A newly Jewish star in the NFL?

From episode #131 of the “(Is it) Good for the Jews?” podcast …

Larry Rosen: You missed the Super Bowl recently. I know, you were out seeing Sting, which I have a whole list of issues with, but I’ve got to say, you missed one of the best Super Bowls ever played.

Eric Goldbrener: Super Bowl? That’s football, right?

LR: A lot of people saw it who weren’t at that Sting show.

EG: Lady Gaga was there.

LR: Right, and I’ve got to say, she put on a very slick, professional show. Apolitical, which I appreciated, because I’m one of those guys, but very, very slick.

EG: Slick? Lady Gaga? Yeah!

LR: Not a lot of of, uh, you know, ragged glory rock ’n’ roll going on there. Just a lot of slick dance music.

EG: Yeah, that’s her thing. You knew that going in.

LR: There was one Jew who shined in this game.

EG: Who was that? Edelman?

LR: Edelman.

EG: My brother.

LR: Edelman made what might be the greatest catch in Super Bowl history. Fantastic. Unbelievable. Good for the Jews. (waits for response, gets only indifferent silence, so he continues)

LR: You probably don’t know the narrative. Patriots were way down …

EG: Something like 2 to 20.

LR: 28 to 3. They’re coming back and on the last drive, Brady hits Edelman over the middle, only the pass bounces off of two guys, then bounces off of a diving Edelman, then off some guy’s leg, then Edelman again, who somehow scoops it up right before it hits the ground. Seriously, no more than 3 inches off the turf.

EG: Wow.

LR: So good. Edelman is so good for the Jews. So good for us.

EG: Hooray.

LR: I was watching at a party with a bunch of Jews, of course, and we wasted no opportunity in reminding each other that Edelman was Jewish.

EG: You were having a Jew fest. “He’s ours!”
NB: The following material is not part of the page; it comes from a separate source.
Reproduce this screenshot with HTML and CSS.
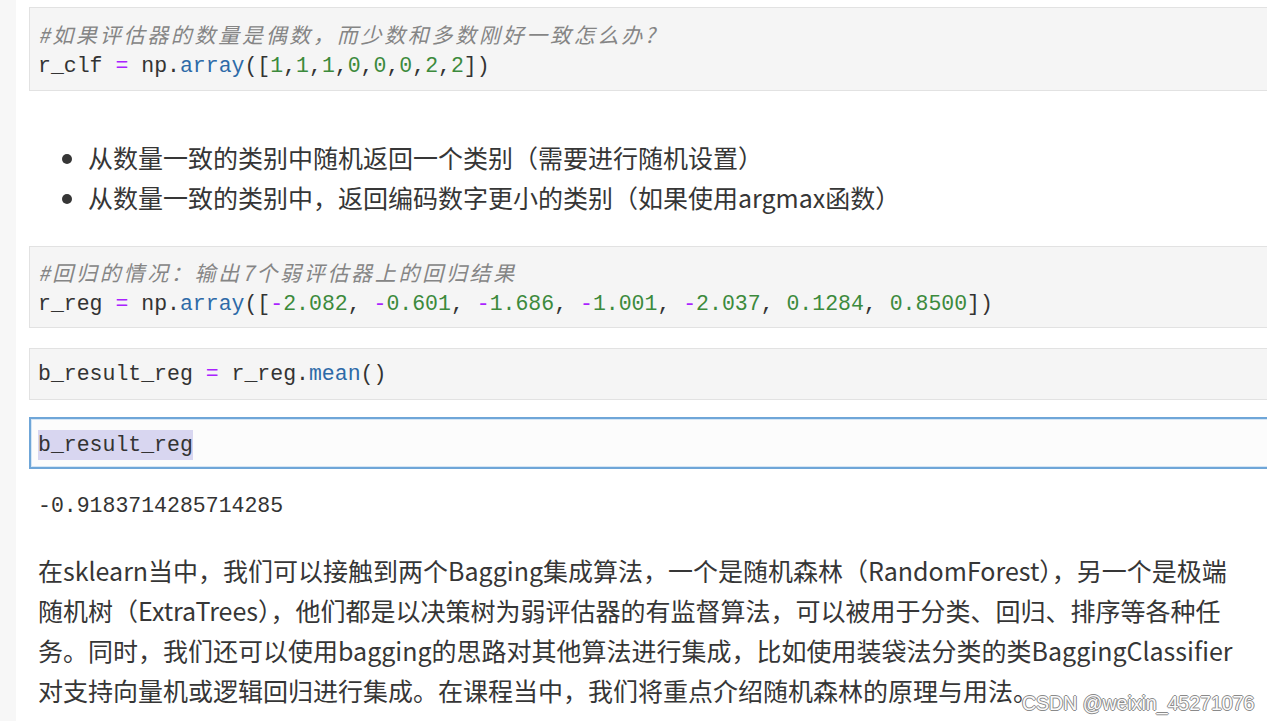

LR: Fogel kept pronouncing it “Aye-delman.” Is that correct?

EG: I don’t know. But I know Fogel. He went to yeshiva. He probably knows.

LR: I can’t wait for the day that an Israeli-born guy plays in the NFL. Probably end up being a lineman, like the Schwartz brothers, Igor Olshansky, all of those lineman. It’d be cool to have a skill position player, like Edelman. Right now he’s all we’ve got.

EG: Aye-delman.

LR: Edelman, you know, didn’t even know he was Jewish until three years ago.
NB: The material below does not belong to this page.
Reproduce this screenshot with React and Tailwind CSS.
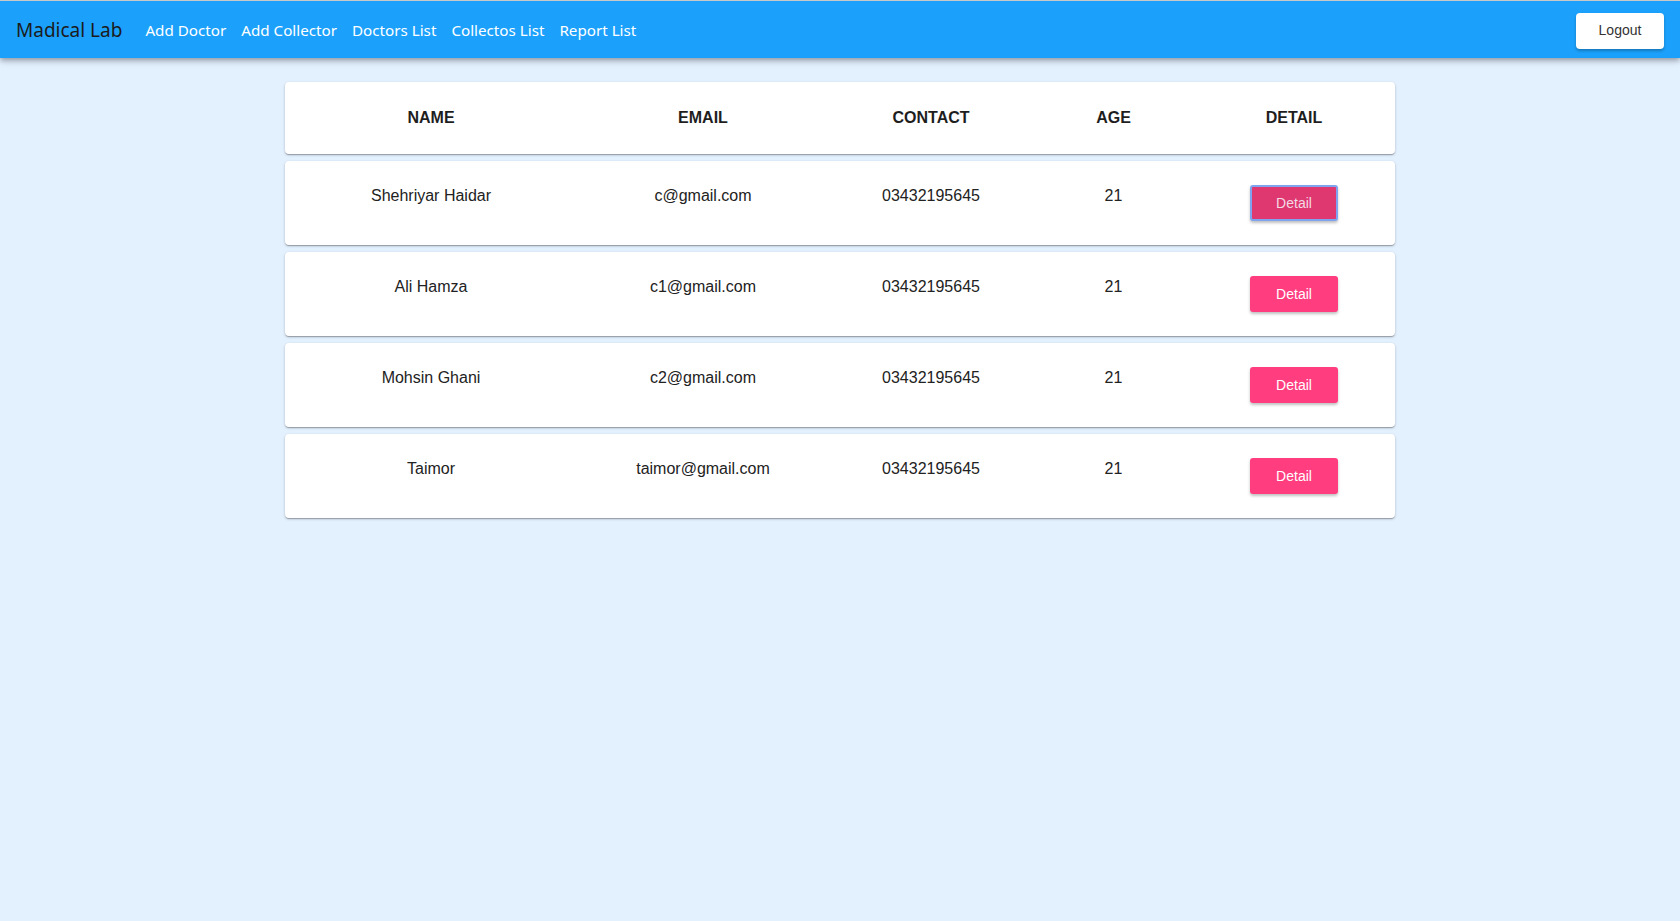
import React from 'react';

const navLinks = ['Add Doctor', 'Add Collector', 'Doctors List', 'Collectos List', 'Report List'];

const people = [
  { name: 'Shehriyar Haidar', email: 'c@gmail.com', contact: '03432195645', age: 21, focused: true },
  { name: 'Ali Hamza', email: 'c1@gmail.com', contact: '03432195645', age: 21 },
  { name: 'Mohsin Ghani', email: 'c2@gmail.com', contact: '03432195645', age: 21 },
  { name: 'Taimor', email: 'taimor@gmail.com', contact: '03432195645', age: 21 },
];

const cols = 'grid grid-cols-[292px_252px_204px_161px_200px]';
const card = 'bg-white rounded-[4px] shadow-[0_1px_3px_rgba(0,0,0,0.2),0_1px_1px_rgba(0,0,0,0.14),0_2px_1px_-1px_rgba(0,0,0,0.12)]';

export default function App() {
  return (
    <div className="min-h-[921px] bg-[#e3f0fe] font-['Liberation_Sans',Arial,sans-serif]">
      {/* Navbar */}
      <nav className="h-[58px] pt-[2px] border-t border-[#c8c8c8] bg-[#1ba1fc] flex items-center px-4 shadow-[0_2px_4px_-1px_rgba(0,0,0,0.2),0_4px_5px_0_rgba(0,0,0,0.14),0_1px_10px_0_rgba(0,0,0,0.12)] relative z-10">
        <span className="font-['Noto_Sans',sans-serif] text-[19px] text-[#1b1b1b] mr-[23px]">Madical Lab</span>
        <div className="flex gap-[15px]">
          {navLinks.map((l) => (
            <a key={l} className="font-['Noto_Sans',sans-serif] text-[15.2px] text-white cursor-pointer">{l}</a>
          ))}
        </div>
        <button className="ml-auto w-[88px] h-[36px] bg-white rounded-[4px] text-[14px] text-[#333] shadow-[0_2px_3px_rgba(0,0,0,0.25)]">
          Logout
        </button>
      </nav>

      {/* Table */}
      <div className="w-[1110px] mx-auto pt-[24px] flex flex-col gap-[7px]">
        <div className={`${card} ${cols} h-[72px] pb-[1px] items-center text-center text-[16px] font-bold text-[#1e1e1e]`}>
          <div>NAME</div>
          <div>EMAIL</div>
          <div>CONTACT</div>
          <div>AGE</div>
          <div>DETAIL</div>
        </div>
        {people.map((p) => (
          <div key={p.email} className={`${card} ${cols} h-[84px] items-start text-center text-[16px] leading-[20px] text-[#222]`}>
            <div className="pt-[25px]">{p.name}</div>
            <div className="pt-[25px]">{p.email}</div>
            <div className="pt-[25px]">{p.contact}</div>
            <div className="pt-[25px]">{p.age}</div>
            <div className="pt-[24px] flex justify-center">
              <button
                className={
                  p.focused
                    ? 'w-[88px] h-[36px] rounded-[3px] bg-[#df376f] text-[14px] text-[#f3dbe4] border-2 border-[#7ea3ef] shadow-[0_2px_3px_rgba(0,0,0,0.25)]'
                    : 'w-[88px] h-[36px] rounded-[3px] bg-[#ff3d7f] text-[14px] text-white shadow-[0_2px_3px_rgba(0,0,0,0.25)]'
                }
              >
                Detail
              </button>
            </div>
          </div>
        ))}
      </div>
    </div>
  );
}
EG: Didn’t know he was Jewish? How is that even possible?

LR: Not unheard of, at all. There’s a podcaster named Alison Rosen who says she had no idea she was Jewish until she was an adult.

EG: You’d think with that name …

LR: Exactly. But Edelman, sure, he has the Jewish name, but it came from his dad, so maybe he spent his youth being told he wasn’t Jewish because it’s got to come from your mom.

EG: You don’t listen to what people tell you!

LR: I do.

EG: He didn’t go to Hebrew school? No bar mitzvah?

LR: None of it. Kind of like my nephew, I guess, who is discovering his Jewish roots in college and did a Birthright trip in December.

EG: People do that.

LR: Ah, well, Edelman does all of these YouTube videos of him in Israel, Twitter pictures for Passover of him catching a giant piece of matzah instead of a football. Edelman rules. Except for his beard. He could trim that up.

EG: How do you know Edelman is actually Jewish? How do you know he’s not just some guy who went to Israel and came back wanting to be Jewish, telling everyone he’s Jewish?

LR: Like Amar’e Stoudamire?

EG: Who’s that? I have no idea who that is!

LR: Basketball player. Went over, loved it so much he stayed.

EG: OK. But how do you know Edelman is Jewish?

LR: He tells everyone he’s Jewish. He wears an Israeli pin sometimes on his uniform when he plays.

EG: All right, but tell him we’re going to have to see his shmeckel before we can be sure.

LR: You’re out of line there.

EG: That’s the rules. Can’t confirm until then.

LR: Julian, if you’re listening, that’s Goldbrener talking, not me. I accept you as a Jew. This sports fan cannot be swayed. You are good for the Jews.